No sería exagerado afirmar que, desde el tiempo del ruido, uno de los argumentos más recurrentes para justificar los bajos índices de lectura en el país ha sido el eterno dilema sobre cuándo leer o, mejor aún, el cómo encontrar los momentos idóneos en nuestra cotidianidad bombardeada por redes sociales y maratones de series para sentarse a solas con el libro de turno y desconectar de todo lo demás. El frenetismo de la realidad que vivimos y la gran variedad de alternativas de entretenimiento inmediato que tenemos a nuestra disposición hacen que encajar en nuestra rutina diaria una actividad que, por antonomasia, requiere tiempo y concentración se convierta, cada vez más, en una tarea de difícil consecución.
Y es que, imperceptiblemente, con el paso de los años y el avance de la tecnología han desaparecido los espacios en los que leer era el mejor de los refugios contra el tedio. Uno de los que más echo de menos, y asumiendo el riesgo de sonar como un viejo huraño, son las filas de las entidades públicas. Bien fuera atrapado en el bochorno de las dos de la tarde en alguna sucursal bancaria atestada del centro de Bucaramanga o alineado como una vértebra más en la kilométrica serpiente humana que se enroscaba sobre sí misma en el sótano de la Cámara de Comercio de Bogotá, esperar a que el número de mi turno se iluminara en alguna pantalla para ser atendido era la excusa perfecta para cubrir mi cuota diaria de minutos leídos por cortesía de la paquidérmica burocracia estatal. La virtualidad acabó con ello y ahora, entre clic y clic, no hay tiempo para la literatura.
Pero entonces llegó el teletrabajo puesto de moda por el virus y consigo extinguió otro de los instantes cotidianos en los que el tiempo viscoso que parece fluir con mayor lentitud se podía canjear con facilidad por varias líneas del libro que llevaras contigo: el doble trayecto diario en transporte público hasta y desde tu lugar de trabajo. Estos minutos clave en los que el desplazamiento sincrónico de la máquina te arrulla mientras enfocas toda tu energía en acabar la página antes de tu parada es una de aquellas víctimas silenciosas de la pandemia de las que nadie habla. Aunque, paradójicamente, el confinamiento disparó hasta un máximo histórico los hábitos de lectura y la compra de libros en lugares como España, la irrupción de este híbrido laboral en el que trabajas donde vives acabó de un plumazo con la vieja costumbre tan interiorizada de leer mientras un rosario de estaciones desfila junto a tu ventana.

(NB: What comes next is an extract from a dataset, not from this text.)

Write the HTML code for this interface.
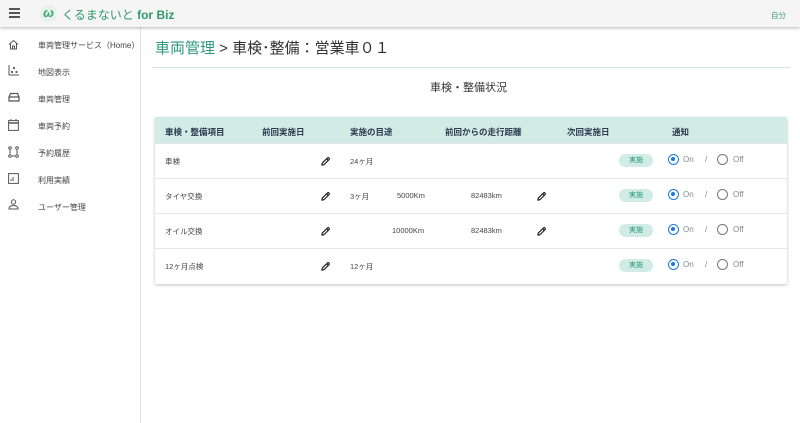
<!DOCTYPE html>
<html><head><meta charset="utf-8"><style>
*{margin:0;padding:0;box-sizing:border-box}
body{width:800px;height:423px;background:#fff;font-family:"Liberation Sans","Noto Sans CJK JP",sans-serif;color:#333;position:relative;overflow:hidden}
.hdr{position:absolute;left:0;top:0;width:800px;height:27px;background:#f5f5f5;box-shadow:0 1px 3px rgba(0,0,0,.3);z-index:2}
.side{position:absolute;left:0;top:27px;width:141px;height:396px;border-right:1px solid #e0e0e0}
.nav{position:absolute;left:38px;font-size:8px;color:#444}
.ic{position:absolute;left:8px}
.abs{position:absolute;white-space:nowrap}
.tbl{position:absolute;left:155px;top:117px;width:632px;height:167px;box-shadow:0 1px 3px rgba(0,0,0,.25);border-radius:2px}
.th{position:absolute;left:0;top:0;width:632px;height:26px;background:#d1ece4}
.thx{position:absolute;top:9px;font-size:8.5px;font-weight:bold;color:#2a3a50}
.row{position:absolute;left:0;width:632px;border-top:1px solid #e6e6e6;height:35px}
.c{position:absolute;font-size:7.5px;color:#444;top:12px}
.p{position:absolute;top:12px}
.chip{position:absolute;left:464px;top:10px;width:34px;height:13px;border-radius:7px;background:#d1ece4;color:#2a9a72;font-size:7px;text-align:center;line-height:13px}
.r{position:absolute;top:10px;width:11px;height:11px;border-radius:50%}
.on{left:513px;border:1.5px solid #1e78d8}
.on::after{content:"";position:absolute;left:2px;top:2px;width:4px;height:4px;border-radius:50%;background:#1e78d8}
.off{left:562px;border:1.2px solid #777}
.t{position:absolute;top:11px;font-size:8px;color:#888}
</style></head><body>
<svg width="0" height="0" style="position:absolute"><symbol id="pen" viewBox="0 0 12 12"><path d="M2 10 L2.6 7.6 L8 2.2 Q9 1.4 9.8 2.2 Q10.6 3 9.8 4 L4.4 9.4 Z M7.2 3 L9 4.8" fill="none" stroke="#222" stroke-width="1.3" stroke-linejoin="round"/></symbol></svg>
<div class="hdr">
<div class="abs" style="left:9px;top:8px;width:11px;height:1.5px;background:#555;box-shadow:0 4px 0 #555,0 8px 0 #555"></div>
<div class="abs" style="left:40px;top:5px;width:17px;height:17px;border-radius:50%;background:#e6f2ea;color:#3aa86a;font-size:13px;font-style:italic;text-align:center;line-height:16px;font-weight:bold">ω</div>
<div class="abs" style="left:62px;top:6px;font-size:12px;color:#2f9a6a">くるまないと <b>for Biz</b></div>
<div class="abs" style="left:771px;top:10px;font-size:7.5px;color:#2f9a6a">自分</div>
</div>
<div class="side">
<svg class="ic" style="top:12px" width="11" height="11" viewBox="0 0 11 11"><path d="M1 5.5 L5.5 1.5 L10 5.5 M2.5 4.5 V10 H8.5 V4.5 M4.5 10 V7 H6.5 V10" fill="none" stroke="#555" stroke-width="1"/></svg><div class="nav" style="top:13px">車両管理サービス（Home）</div>
<svg class="ic" style="top:38px" width="11" height="11" viewBox="0 0 11 11"><path d="M1 0 V10 H11" fill="none" stroke="#555"/><circle cx="4" cy="7" r="1.1" fill="#555"/><circle cx="6" cy="3" r="1.1" fill="#555"/><circle cx="8.5" cy="7" r="1.1" fill="#555"/></svg><div class="nav" style="top:40px">地図表示</div>
<svg class="ic" style="top:65px" width="12" height="10" viewBox="0 0 12 10"><path d="M1 5 L2.5 1.5 H9.5 L11 5 V9 H1 Z M1 5 H11" fill="none" stroke="#555" stroke-width="1.2"/></svg><div class="nav" style="top:67px">車両管理</div>
<svg class="ic" style="top:92px" width="11" height="12" viewBox="0 0 11 12"><rect x="0.6" y="1.6" width="9.8" height="9.8" fill="none" stroke="#555"/><path d="M0.6 4 H10.4" stroke="#555" stroke-width="1.5"/><path d="M3 0 V2 M8 0 V2" stroke="#555"/></svg><div class="nav" style="top:94px">車両予約</div>
<svg class="ic" style="top:119px" width="11" height="12" viewBox="0 0 11 12"><circle cx="2" cy="2" r="1.3" fill="none" stroke="#555"/><circle cx="9" cy="2" r="1.3" fill="none" stroke="#555"/><circle cx="2" cy="10" r="1.3" fill="none" stroke="#555"/><circle cx="9" cy="10" r="1.3" fill="none" stroke="#555"/><path d="M2 4 V8 M9 4 V8 M4 10 H7" stroke="#555"/></svg><div class="nav" style="top:121px">予約履歴</div>
<svg class="ic" style="top:146px" width="11" height="11" viewBox="0 0 11 11"><rect x="0.6" y="0.6" width="9.8" height="9.8" fill="none" stroke="#555"/><path d="M3 8 V6 M5 8 V4" stroke="#555"/></svg><div class="nav" style="top:148px">利用実績</div>
<svg class="ic" style="top:172px" width="11" height="11" viewBox="0 0 11 11"><circle cx="5.5" cy="3" r="2.2" fill="none" stroke="#555"/><path d="M1 10 Q1 6.5 5.5 6.5 Q10 6.5 10 10 Z" fill="none" stroke="#555"/></svg><div class="nav" style="top:175px">ユーザー管理</div>
</div>
<div class="abs" style="left:155px;top:37px;font-size:15px;color:#333"><span style="color:#2f9a7a">車両管理</span> &gt; 車検･整備：営業車０１</div>
<div class="abs" style="left:152px;top:67px;width:638px;height:1px;background:#cfe9e2"></div>
<div class="abs" style="left:430px;top:79px;font-size:11px;color:#333">車検・整備状況</div>
<div class="tbl">
<div class="th">
<div class="thx" style="left:10px">車検・整備項目</div>
<div class="thx" style="left:107px">前回実施日</div>
<div class="thx" style="left:195px">実施の目途</div>
<div class="thx" style="left:290px">前回からの走行距離</div>
<div class="thx" style="left:412px">次回実施日</div>
<div class="thx" style="left:517px">通知</div>
</div>
<div class="row" style="top:26px"><div class="c" style="left:10px">車検</div><svg class="p" style="left:165px" width="11" height="11"><use href="#pen"/></svg><div class="c" style="left:195px">24ヶ月</div><div class="chip">実施</div><div class="r on"></div><div class="t" style="left:528px">On</div><div class="t" style="left:550px">/</div><div class="r off"></div><div class="t" style="left:578px">Off</div></div>
<div class="row" style="top:61px"><div class="c" style="left:10px">タイヤ交換</div><svg class="p" style="left:165px" width="11" height="11"><use href="#pen"/></svg><div class="c" style="left:195px">3ヶ月</div><div class="c" style="left:242px">5000Km</div><div class="c" style="left:316px">82483km</div><svg class="p" style="left:381px" width="11" height="11"><use href="#pen"/></svg><div class="chip">実施</div><div class="r on"></div><div class="t" style="left:528px">On</div><div class="t" style="left:550px">/</div><div class="r off"></div><div class="t" style="left:578px">Off</div></div>
<div class="row" style="top:96px"><div class="c" style="left:10px">オイル交換</div><svg class="p" style="left:165px" width="11" height="11"><use href="#pen"/></svg><div class="c" style="left:237px">10000Km</div><div class="c" style="left:316px">82483km</div><svg class="p" style="left:381px" width="11" height="11"><use href="#pen"/></svg><div class="chip">実施</div><div class="r on"></div><div class="t" style="left:528px">On</div><div class="t" style="left:550px">/</div><div class="r off"></div><div class="t" style="left:578px">Off</div></div>
<div class="row" style="top:131px;height:36px"><div class="c" style="left:10px">12ヶ月点検</div><svg class="p" style="left:165px" width="11" height="11"><use href="#pen"/></svg><div class="c" style="left:195px">12ヶ月</div><div class="chip">実施</div><div class="r on"></div><div class="t" style="left:528px">On</div><div class="t" style="left:550px">/</div><div class="r off"></div><div class="t" style="left:578px">Off</div></div>
</div>
</body></html>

Si bien el que quiere leer termina encontrando la forma, bien sea a la hora del almuerzo mientras se te enfría el plato porque el villano de la historia no se muere rápido o en la cama de madrugada ante la mirada reprochadora de tu perro que trasnocha porque sentiste la necesidad imperiosa de leer un capítulo de más, lo cierto es que la muerte de los ratos muertos ha hecho un flaco favor al fomento de la lectura.